En el camino, se ha desmantelado lo que quedaba de Pemex, se ha concesionado la explotación de yacimientos, y lo peor es que no se percibe algún beneficio claro como resultado de ello.
El valiente vive hasta que el cobarde quiere
En este entorno, hacia finales del año pasado, a instancias del otrora secretario de Hacienda, Luis Videgaray, se hizo una invitación al entonces candidato del Partido Republicano a la Presidencia de Estados Unidos, Donald Trump —al margen de los más elementales preceptos de la tradición diplomática mexicana— para que visitara al presidente mexicano en funciones.

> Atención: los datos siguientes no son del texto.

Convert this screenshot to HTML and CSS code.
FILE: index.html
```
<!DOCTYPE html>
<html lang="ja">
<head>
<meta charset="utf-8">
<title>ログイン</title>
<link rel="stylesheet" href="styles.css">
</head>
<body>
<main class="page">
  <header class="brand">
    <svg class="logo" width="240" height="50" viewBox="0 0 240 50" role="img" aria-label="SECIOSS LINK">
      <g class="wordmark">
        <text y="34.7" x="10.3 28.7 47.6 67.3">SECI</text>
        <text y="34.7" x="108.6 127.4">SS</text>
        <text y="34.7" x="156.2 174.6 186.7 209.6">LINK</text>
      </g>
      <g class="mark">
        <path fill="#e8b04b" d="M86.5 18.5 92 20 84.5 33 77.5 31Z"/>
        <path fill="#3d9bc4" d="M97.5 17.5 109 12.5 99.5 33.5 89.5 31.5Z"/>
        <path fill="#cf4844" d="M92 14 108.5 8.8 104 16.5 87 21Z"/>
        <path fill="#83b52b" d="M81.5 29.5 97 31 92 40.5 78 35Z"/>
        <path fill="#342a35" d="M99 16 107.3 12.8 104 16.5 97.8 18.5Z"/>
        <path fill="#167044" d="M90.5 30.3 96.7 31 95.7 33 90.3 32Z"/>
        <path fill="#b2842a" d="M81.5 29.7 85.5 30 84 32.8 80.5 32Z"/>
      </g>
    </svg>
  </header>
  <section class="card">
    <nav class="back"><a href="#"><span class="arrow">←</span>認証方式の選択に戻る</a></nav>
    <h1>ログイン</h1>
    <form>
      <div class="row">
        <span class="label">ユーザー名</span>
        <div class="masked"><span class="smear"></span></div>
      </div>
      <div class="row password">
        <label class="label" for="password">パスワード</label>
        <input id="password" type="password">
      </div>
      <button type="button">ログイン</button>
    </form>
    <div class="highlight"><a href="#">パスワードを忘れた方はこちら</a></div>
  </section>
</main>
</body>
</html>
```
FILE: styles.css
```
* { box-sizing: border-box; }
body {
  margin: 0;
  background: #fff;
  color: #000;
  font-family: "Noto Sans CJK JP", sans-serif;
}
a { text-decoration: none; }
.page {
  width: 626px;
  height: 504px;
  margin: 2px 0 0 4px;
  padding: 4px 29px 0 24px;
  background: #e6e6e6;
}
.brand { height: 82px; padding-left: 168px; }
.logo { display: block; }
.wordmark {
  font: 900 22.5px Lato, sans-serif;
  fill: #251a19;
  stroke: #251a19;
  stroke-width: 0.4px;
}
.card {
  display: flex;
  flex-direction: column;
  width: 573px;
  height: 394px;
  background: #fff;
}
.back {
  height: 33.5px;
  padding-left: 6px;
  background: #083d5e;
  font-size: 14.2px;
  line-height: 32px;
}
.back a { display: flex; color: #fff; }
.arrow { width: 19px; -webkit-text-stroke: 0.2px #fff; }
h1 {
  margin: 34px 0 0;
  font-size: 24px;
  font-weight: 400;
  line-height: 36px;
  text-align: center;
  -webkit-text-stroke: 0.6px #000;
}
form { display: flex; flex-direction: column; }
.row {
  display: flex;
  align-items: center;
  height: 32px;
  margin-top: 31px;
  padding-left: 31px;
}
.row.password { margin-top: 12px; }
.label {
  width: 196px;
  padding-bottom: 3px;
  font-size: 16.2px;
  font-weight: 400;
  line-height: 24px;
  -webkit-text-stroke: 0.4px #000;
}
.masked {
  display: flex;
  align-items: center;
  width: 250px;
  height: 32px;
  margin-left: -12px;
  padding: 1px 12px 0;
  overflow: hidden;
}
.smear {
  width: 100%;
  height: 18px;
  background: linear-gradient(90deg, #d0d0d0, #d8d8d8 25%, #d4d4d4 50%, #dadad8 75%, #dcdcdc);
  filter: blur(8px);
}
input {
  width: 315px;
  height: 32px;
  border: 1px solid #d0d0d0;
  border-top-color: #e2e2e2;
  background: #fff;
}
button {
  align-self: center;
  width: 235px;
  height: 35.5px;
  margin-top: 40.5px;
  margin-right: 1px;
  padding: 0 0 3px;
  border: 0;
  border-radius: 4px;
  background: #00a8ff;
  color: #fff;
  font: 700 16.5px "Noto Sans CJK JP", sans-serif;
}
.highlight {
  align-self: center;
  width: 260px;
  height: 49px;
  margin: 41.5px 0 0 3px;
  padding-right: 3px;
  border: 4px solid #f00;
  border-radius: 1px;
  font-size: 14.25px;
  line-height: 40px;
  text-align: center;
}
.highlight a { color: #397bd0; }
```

Este despropósito mereció la censura de propios y extraños, y el precio que hubo que pagar incluyó la renuncia de Videgaray… Sólo para reinstalarlo en el gabinete unas semanas después y mantener viva su esperanza de competir por la Presidencia en el proceso sucesorio que arrancará hacia el tercer trimestre de este año.

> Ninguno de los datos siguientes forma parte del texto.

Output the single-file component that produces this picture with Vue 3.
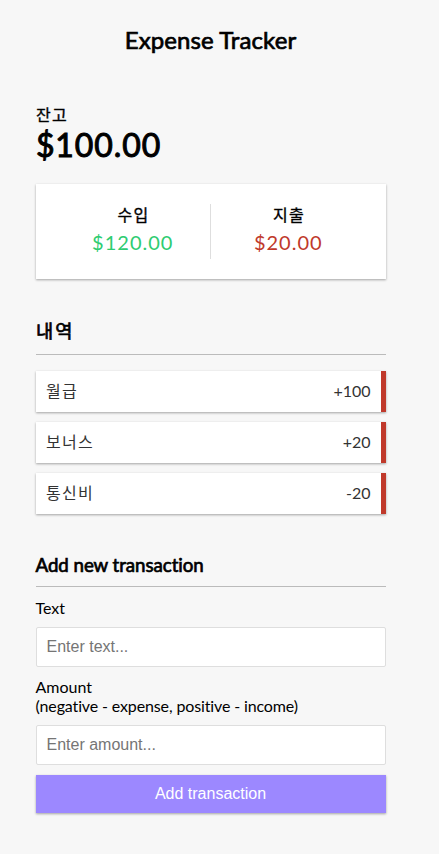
<script setup>
import { ref } from 'vue'

const transactions = ref([
  { id: 1, text: '월급', amount: '+100' },
  { id: 2, text: '보너스', amount: '+20' },
  { id: 3, text: '통신비', amount: '-20' },
])
const text = ref('')
const amount = ref('')
</script>

<template>
  <div class="page">
    <h2 class="title">Expense Tracker</h2>
    <div class="container">
      <h4>잔고</h4>
      <h1>$100.00</h1>
      <div class="summary">
        <div>
          <h4>수입</h4>
          <p class="money plus">$120.00</p>
        </div>
        <div>
          <h4>지출</h4>
          <p class="money minus">$20.00</p>
        </div>
      </div>
      <h3 class="ko">내역</h3>
      <ul class="list">
        <li v-for="t in transactions" :key="t.id">
          <span class="name">{{ t.text }}</span>
          <span>{{ t.amount }}</span>
        </li>
      </ul>
      <h3 class="en">Add new transaction</h3>
      <form @submit.prevent>
        <div class="field">
          <label for="text">Text</label>
          <input id="text" v-model="text" type="text" placeholder="Enter text..." />
        </div>
        <div class="field">
          <label for="amount">Amount<br /><span class="hint">(negative - expense, positive - income)</span></label>
          <input id="amount" v-model="amount" type="text" placeholder="Enter amount..." />
        </div>
        <button class="btn">Add transaction</button>
      </form>
    </div>
  </div>
</template>

<style>
body { margin: 0; background: #f7f7f7; }
</style>

<style scoped>
.page, .page * { box-sizing: border-box; }
.page {
  height: 854px;
  padding-right: 18px;
  display: flex;
  flex-direction: column;
  align-items: center;
  overflow: hidden;
  background: #f7f7f7;
  color: #000;
  font: 16px/19px Lato, "Noto Sans CJK KR", sans-serif;
  font-variant-ligatures: none;
}
h1, h2, h3, h4 { font-weight: 400; -webkit-text-stroke: 0.7px #000; }
.title { margin: 25px 0 0; font-size: 24px; line-height: 29px; letter-spacing: 0.08px; }
.container { width: 350px; margin: 51px 0 0; }
h4 { margin: 0; font-size: 16px; line-height: 19px; letter-spacing: 1.3px; padding-left: 0.5px; -webkit-text-stroke-width: 0.35px; }
h1 { margin: 0 0 18px; font-size: 32px; line-height: 42px; letter-spacing: 0.9px; padding-left: 0.4px; -webkit-text-stroke-width: 1px; }
.summary {
  display: flex;
  height: 95px;
  padding: 20px;
  background: #fff;
  box-shadow: 0 1px 3px rgba(0, 0, 0, 0.12), 0 1px 2px rgba(0, 0, 0, 0.24);
}
.summary > div { flex: 1; text-align: center; height: 55px; }
.summary > div:first-child { border-right: 1px solid #dedede; }
.summary h4 { line-height: 21px; padding-left: 1.5px; }
.money { margin: 3px 0; font-size: 20px; line-height: 29px; letter-spacing: 1px; }
.plus { color: #2ecc71; }
.minus { color: #c0392b; }
h3 { margin: 40px 0 10px; padding-bottom: 10px; border-bottom: 1px solid #bbb; font-size: 18.72px; line-height: 23px; }
.ko { height: 36px; margin-bottom: 16px; padding-left: 0.5px; line-height: 25px; letter-spacing: 2px; }
.en { height: 34px; margin-top: 39px; line-height: 24px; padding-bottom: 9px; letter-spacing: -0.05px; }
.list { list-style: none; margin: 0; padding: 0; }
.list li {
  display: flex;
  justify-content: space-between;
  height: 41px;
  margin-bottom: 10px;
  padding: 10px;
  border-right: 5px solid #c0392b;
  background: #fff;
  color: #333;
  box-shadow: 0 1px 3px rgba(0, 0, 0, 0.12), 0 1px 2px rgba(0, 0, 0, 0.24);
}
.name { padding-left: 0.5px; letter-spacing: 1.3px; }
label { display: block; margin: 10px 0; padding-top: 1px; }
.field + .field label { padding-top: 0; }
.hint { letter-spacing: -0.13px; }
input {
  display: block;
  width: 100%;
  height: 40px;
  padding: 10px;
  border: 1px solid #dedede;
  border-radius: 2px;
  background: #fff;
  font: 16px "Liberation Sans", Arial, sans-serif;
}
.btn {
  display: block;
  width: 100%;
  height: 38px;
  margin: 10px 0 0;
  border: 0;
  background: #9c88ff;
  color: #fff;
  font: 16px "Liberation Sans", Arial, sans-serif;
  box-shadow: 0 1px 3px rgba(0, 0, 0, 0.12), 0 1px 2px rgba(0, 0, 0, 0.24);
}
</style>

La nueva encomienda de Videgaray es negociar con el gobierno del rijoso Donald Trump quien, aun antes de asumir la Presidencia de Estados Unidos, y mediante el chantaje y la amenaza, logró hacer que la automotriz Ford deshiciera sus planes de invertir en la construcción de una planta en San Luis Potosí y advirtió que ese era sólo en principio, pues está decidido a evitar que capitales productivos de aquel país se inviertan aquí.
Habrá que ver si estaremos a la altura de las circunstancias y si se permite al calificado y brillante cuerpo diplomático de nuestro país manejar estos asuntos como marca la experiencia: sin miedo, con imaginación y en estricto apego a los principios que alguna vez hicieron que se respetara a México en todo el mundo.
Por lo pronto, nada indica que existan los dos factores de los que los viejos políticos mexicanos tanto presumían: rumbo y mando.